A fundamental step towards accurate reservoir characterization and hydrocarbon in-place estimation involves correct fluid type identification. Precise modeling is a challenge for gas condensates due to their complex near-critical behavior. Moreover, this becomes an uphill task when commingled production from a compartmentalized reservoir is going on. This work presents a data-driven workflow to solve the fluid type identification challenge, for a compartmentalized and layered field that was previously characterized as having shallow gas condensate and deeper oil layers. Consequently, a single, robust and coherent EOS model was obtained to successfully predict field-wide hydrocarbon properties.
Fluid analysis of seven different separator samples of five formations from three wells were analyzed in this study. The development and implementation of the new workflow includes multiple stages. An extensive data analysis is carried out, which includes compositional comparative analysis of the samples, comparison between lab and producing gas-oil-ratios, and establishment of compositional grading utilizing key PVT parameters.

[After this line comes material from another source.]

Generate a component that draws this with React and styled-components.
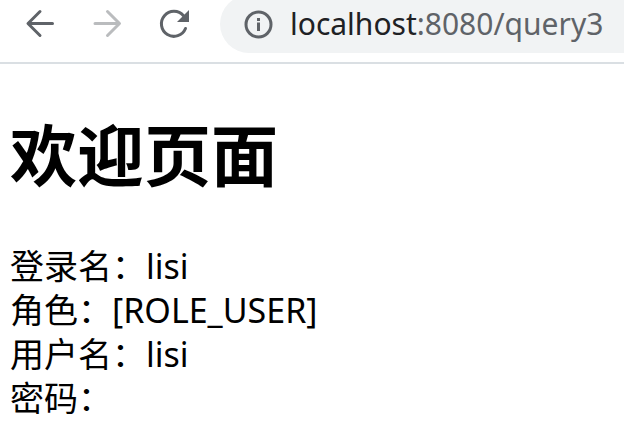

Next, a decision tree methodology was utilized to prioritize samples based on lab adjustments along with saturation pressure and reservoir pressure comparison and apply the compositional gradient approach on the most representative dataset. Finally, a common EOS model for the field was developed, tuned, and validated through quality checks by a simulation model.
Comparative compositional analysis helped in rectifying PVT lab's fluid classification for one of the samples based on C7+ composition. Evidence of compositional variation with depth is observed; an increase in C7+ percentage and reduction in API shows heavier components in the fluid column from top to bottom. The high-priority data points exhibited a gradient without contact (representative of near-critical fluids), in agreement with the comparative analysis. Furthermore, about 30% liquid dropout for a pressure change of 200-300 psi for the oil sample is also pointing towards a near-critical system. The compositional gradient modeling enabled a single coherent solution to be applied, which accurately predicts both oil and gas properties. Finally, the EOS model was tested and validated through a simulation model-based workflow whose results are consistent with the measured lab parameters. This final test was important, as there was always the alternative hypothesis: a gas-condensate underlain by a volatile oil with a distinct GOC. Some of the data points were consistent with this hypothesis, and it was not immediately obvious as to which type of fluid existed in the reservoir. Other evidence included unusual GOR versus time behavior, which was inconsistent with a sharp GOC.
The resulting PVT model enabled the prediction of gas vs. condensate fluids field-wide for a highly complex fluid system. An attempt to unravel the enigma through integrated data analysis has helped in providing a new perspective of near-critical fluid system for field.